* **Required work**
Set down each entry exactly as given; pictures should not appear in the copy.

* **Records for this task**

┌──

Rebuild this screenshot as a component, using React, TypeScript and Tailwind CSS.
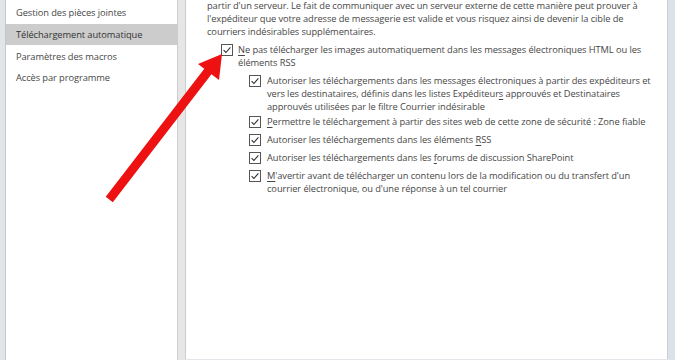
import React from "react";

const Check: React.FC = () => (
  <svg width="12" height="12" viewBox="0 0 12 12" className="shrink-0">
    <rect x="0.5" y="0.5" width="11" height="11" fill="#fff" stroke="#555" />
    <path d="M2.6 6.2 L4.9 8.5 L9.4 3.4" fill="none" stroke="#333" strokeWidth="1.1" />
  </svg>
);

const U: React.FC<{ children: React.ReactNode }> = ({ children }) => (
  <span className="underline underline-offset-[1.5px] decoration-[0.8px]">{children}</span>
);

const SubOption: React.FC<{ className?: string; children: React.ReactNode }> = ({ className = "", children }) => (
  <div className={`flex items-start gap-[6px] ${className}`}>
    <div className="pt-[0.5px]">
      <Check />
    </div>
    <p>{children}</p>
  </div>
);

const leftItems = [
  "Gestion des pièces jointes",
  "Téléchargement automatique",
  "Paramètres des macros",
  "Accès par programme",
];

export default function App() {
  return (
    <div
      className="relative w-[675px] h-[360px] flex bg-[#e2e6eb] overflow-hidden text-[9.3px] leading-[13px] tracking-[-0.08px] text-[#474747]"
      style={{ fontFamily: '"Open Sans", "Noto Sans", sans-serif' }}
    >
      {/* dialog frame, left */}
      <div className="w-[6px] h-full bg-[#e1e5ea] border-r border-[#c3c7cc]" />

      {/* category list */}
      <div className="w-[172px] h-full bg-white border-r border-[#cdcdcd] pt-[2px]">
        {leftItems.map((item, i) => (
          <div
            key={item}
            className={`h-[21.7px] flex items-center pl-[10px] ${
              i === 1 ? "bg-[#cccccc] text-[#333]" : ""
            }`}
          >
            {item}
          </div>
        ))}
      </div>

      {/* splitter */}
      <div className="w-[7px] h-full bg-[#e6e6e6]" />

      {/* settings panel */}
      <div className="flex-1 h-full bg-white border-x border-[#cdcdcd] pl-[21px] -mt-[1px]">
        <p>
          partir d'un serveur. Le fait de communiquer avec un serveur externe de cette manière peut prouver à
          <br />
          l'expéditeur que votre adresse de messagerie est valide et vous risquez ainsi de devenir la cible de
          <br />
          courriers indésirables supplémentaires.
        </p>

        <div className="flex items-start gap-[5px] mt-[5px] pl-[14px]">
          <div className="pt-[0.5px]">
            <Check />
          </div>
          <p>
            <U>N</U>e pas télécharger les images automatiquement dans les messages électroniques HTML ou les
            <br />
            éléments RSS
          </p>
        </div>

        <div className="pl-[42px] mt-[5px]">
          <SubOption>
            Autoriser les téléchargements dans les messages électroniques à partir des expéditeurs et
            <br />
            vers les destinataires, définis dans les listes Expéditeur<U>s</U> approuvés et Destinataires
            <br />
            approuvés utilisées par le filtre Courrier indésirable
          </SubOption>
          <SubOption className="mt-[2px]">
            <U>P</U>ermettre le téléchargement à partir des sites web de cette zone de sécurité : Zone fiable
          </SubOption>
          <SubOption className="mt-[5px]">
            Autoriser les téléchargements dans les éléments <U>R</U>SS
          </SubOption>
          <SubOption className="mt-[5px]">
            Autoriser les téléchargements dans les <U>f</U>orums de discussion SharePoint
          </SubOption>
          <SubOption className="mt-[5px]">
            <U>M</U>'avertir avant de télécharger un contenu lors de la modification ou du transfert d'un
            <br />
            courrier électronique, ou d'une réponse à un tel courrier
          </SubOption>
        </div>
      </div>

      {/* dialog frame, right */}
      <div className="w-[7px] h-full bg-[#dce2e9]" />

      {/* red annotation arrow */}
      <svg className="absolute left-0 top-0 pointer-events-none" width="675" height="360">
        <line x1="112" y1="196" x2="209" y2="70" stroke="#ee1111" strokeWidth="9" strokeLinecap="square" />
        <polygon points="222,54 198,64 219,80" fill="#ee1111" />
      </svg>
    </div>
  );
}
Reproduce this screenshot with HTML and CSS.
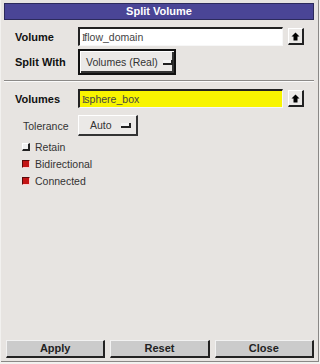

└──

* **Written solution**
Rebuild this screenshot as a component, using React, TypeScript and Tailwind CSS.
import React from "react";

const Check: React.FC = () => (
  <svg width="12" height="12" viewBox="0 0 12 12" className="shrink-0">
    <rect x="0.5" y="0.5" width="11" height="11" fill="#fff" stroke="#555" />
    <path d="M2.6 6.2 L4.9 8.5 L9.4 3.4" fill="none" stroke="#333" strokeWidth="1.1" />
  </svg>
);

const U: React.FC<{ children: React.ReactNode }> = ({ children }) => (
  <span className="underline underline-offset-[1.5px] decoration-[0.8px]">{children}</span>
);

const SubOption: React.FC<{ className?: string; children: React.ReactNode }> = ({ className = "", children }) => (
  <div className={`flex items-start gap-[6px] ${className}`}>
    <div className="pt-[0.5px]">
      <Check />
    </div>
    <p>{children}</p>
  </div>
);

const leftItems = [
  "Gestion des pièces jointes",
  "Téléchargement automatique",
  "Paramètres des macros",
  "Accès par programme",
];

export default function App() {
  return (
    <div
      className="relative w-[675px] h-[360px] flex bg-[#e2e6eb] overflow-hidden text-[9.3px] leading-[13px] tracking-[-0.08px] text-[#474747]"
      style={{ fontFamily: '"Open Sans", "Noto Sans", sans-serif' }}
    >
      {/* dialog frame, left */}
      <div className="w-[6px] h-full bg-[#e1e5ea] border-r border-[#c3c7cc]" />

      {/* category list */}
      <div className="w-[172px] h-full bg-white border-r border-[#cdcdcd] pt-[2px]">
        {leftItems.map((item, i) => (
          <div
            key={item}
            className={`h-[21.7px] flex items-center pl-[10px] ${
              i === 1 ? "bg-[#cccccc] text-[#333]" : ""
            }`}
          >
            {item}
          </div>
        ))}
      </div>

      {/* splitter */}
      <div className="w-[7px] h-full bg-[#e6e6e6]" />

      {/* settings panel */}
      <div className="flex-1 h-full bg-white border-x border-[#cdcdcd] pl-[21px] -mt-[1px]">
        <p>
          partir d'un serveur. Le fait de communiquer avec un serveur externe de cette manière peut prouver à
          <br />
          l'expéditeur que votre adresse de messagerie est valide et vous risquez ainsi de devenir la cible de
          <br />
          courriers indésirables supplémentaires.
        </p>

        <div className="flex items-start gap-[5px] mt-[5px] pl-[14px]">
          <div className="pt-[0.5px]">
            <Check />
          </div>
          <p>
            <U>N</U>e pas télécharger les images automatiquement dans les messages électroniques HTML ou les
            <br />
            éléments RSS
          </p>
        </div>

        <div className="pl-[42px] mt-[5px]">
          <SubOption>
            Autoriser les téléchargements dans les messages électroniques à partir des expéditeurs et
            <br />
            vers les destinataires, définis dans les listes Expéditeur<U>s</U> approuvés et Destinataires
            <br />
            approuvés utilisées par le filtre Courrier indésirable
          </SubOption>
          <SubOption className="mt-[2px]">
            <U>P</U>ermettre le téléchargement à partir des sites web de cette zone de sécurité : Zone fiable
          </SubOption>
          <SubOption className="mt-[5px]">
            Autoriser les téléchargements dans les éléments <U>R</U>SS
          </SubOption>
          <SubOption className="mt-[5px]">
            Autoriser les téléchargements dans les <U>f</U>orums de discussion SharePoint
          </SubOption>
          <SubOption className="mt-[5px]">
            <U>M</U>'avertir avant de télécharger un contenu lors de la modification ou du transfert d'un
            <br />
            courrier électronique, ou d'une réponse à un tel courrier
          </SubOption>
        </div>
      </div>

      {/* dialog frame, right */}
      <div className="w-[7px] h-full bg-[#dce2e9]" />

      {/* red annotation arrow */}
      <svg className="absolute left-0 top-0 pointer-events-none" width="675" height="360">
        <line x1="112" y1="196" x2="209" y2="70" stroke="#ee1111" strokeWidth="9" strokeLinecap="square" />
        <polygon points="222,54 198,64 219,80" fill="#ee1111" />
      </svg>
    </div>
  );
}
Reproduce this screenshot with HTML and CSS.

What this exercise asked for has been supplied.